For most of modern travel history, airports were something to endure. Places you rushed through, tolerated, complained about. Fluorescent corridors. Overpriced sandwiches. Chairs designed to make sure you didn’t stay too long.
That idea is disappearing.
Around the world, airports are quietly being reimagined—not as transit points, but as places worth spending time in. In some cases, they’re becoming destinations in their own right. Not cities with runways, but runways with cities attached.
And travelers are responding.

The Airport Stay Is Getting Longer—By Design
Airports didn’t stumble into this shift by accident. It’s the result of changing travel patterns, longer layovers, and a simple realization: passengers are captive audiences with time, money, and increasingly high expectations.
Global hubs now plan for travelers to stay hours longer than strictly necessary. Not because of delays, but because they want you to linger.
Consider Jewel Changi Airport in Singapore. What was once just a terminal expansion is now one of the city’s most visited attractions, complete with indoor forests, luxury shopping, restaurants, and a waterfall that feels deliberately excessive.
Passengers don’t just pass through Jewel. Locals go there on weekends.
That’s not an airport perk. That’s a strategy.

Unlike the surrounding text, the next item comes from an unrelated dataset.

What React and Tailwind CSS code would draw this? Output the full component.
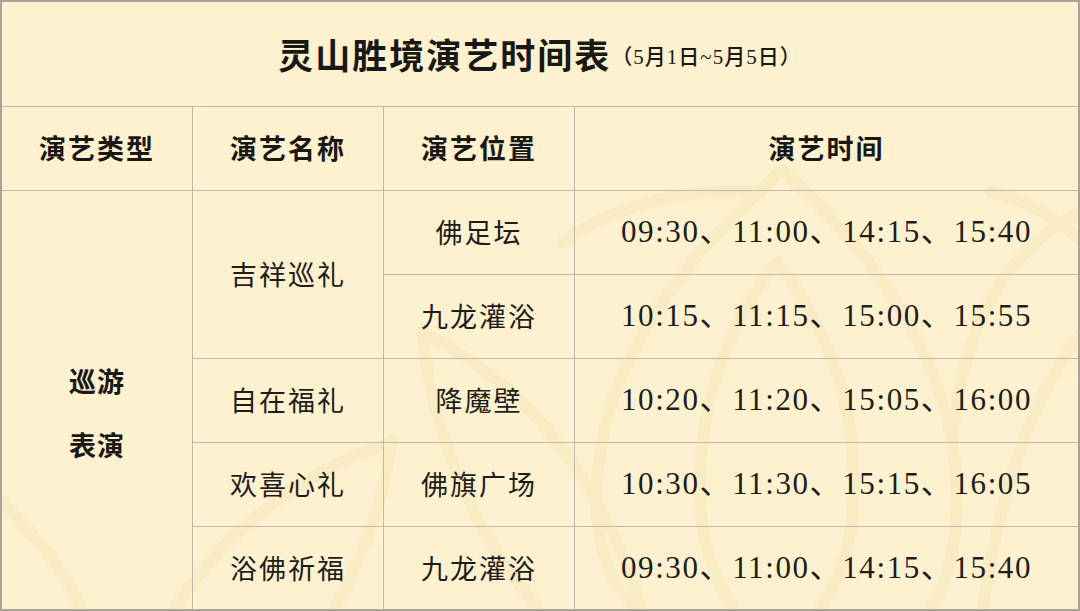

From Retail to Real Estate
The economics behind this shift are stark.
Airports make far more money from non-aviation revenue—shopping, dining, hotels, experiences—than from aircraft landing fees alone. Every extra minute a traveler spends landside or airside increases the chance they’ll spend.
At Hamad International Airport, travelers wander through museum-grade art installations and high-end boutiques that feel closer to a luxury mall than a terminal. The airport has invested heavily in cultural programming, not because it’s nice, but because it works.
Airports are no longer just infrastructure. They’re real estate developments with flight schedules.
Sleeping, Swimming, and Seeing a Movie—Before You Fly
Once upon a time, sleeping at an airport meant curled up on your carry-on. Now, it can mean booking a room, taking a shower, or even swimming laps.
Many global hubs now feature:
• Airside hotels and sleep pods
• Wellness centers and spas
• Cinemas and art galleries
• Gardens, walking trails, even butterfly sanctuaries
At Incheon International Airport, transit passengers can take cultural tours, attend performances, or visit museums—all without leaving the airport complex.
The message is subtle but clear: you don’t need to escape the airport to enjoy yourself.

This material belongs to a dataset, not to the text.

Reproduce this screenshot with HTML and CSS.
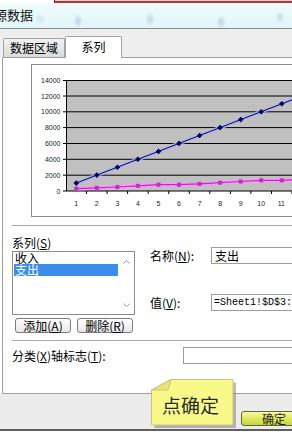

Why Travelers Are Embracing It
This shift aligns perfectly with how people travel now.
Layovers are no longer dead time; they’re flexible pauses. Remote workers answer emails between flights. Leisure travelers build stopovers into itineraries. Long-haul passengers welcome spaces that feel human rather than transactional.
There’s also a psychological shift at play. Travel has become more stressful—security, crowds, delays, climate anxiety. Airports that offer calm, beauty, and comfort stand out immediately.
A pleasant airport doesn’t just reduce friction. It reframes the entire journey.
Airports as National Branding Tools
Governments and tourism boards understand this better than anyone.
An airport is often the first and last impression of a country. Increasingly, it’s being treated like a national calling card.
Architecture, food offerings, local art, and even scent branding are carefully curated to reflect identity. From regional cuisine to indigenous design elements, airports now tell stories.
This is soft power, delivered at passport control.

The Risk: Too Comfortable to Leave?
There is a quiet irony here.
As airports become better places to be, they risk blurring the line between travel and destination too much. When a terminal offers luxury shopping, fine dining, wellness experiences, and cultural programming, it raises an uncomfortable question:
If the airport is this good… what’s waiting outside?
For cities and regions, the challenge will be ensuring that the airport experience complements—not replaces—the destination itself.
The Bigger Picture
Airports are no longer neutral spaces. They are curated environments designed to shape mood, spending, and perception.
What used to be a liminal space—a necessary inconvenience between places—has become a stage where nations, brands, and travelers all perform.
You may still be “in transit.”
But increasingly, you’re also exactly where someone wants you to be.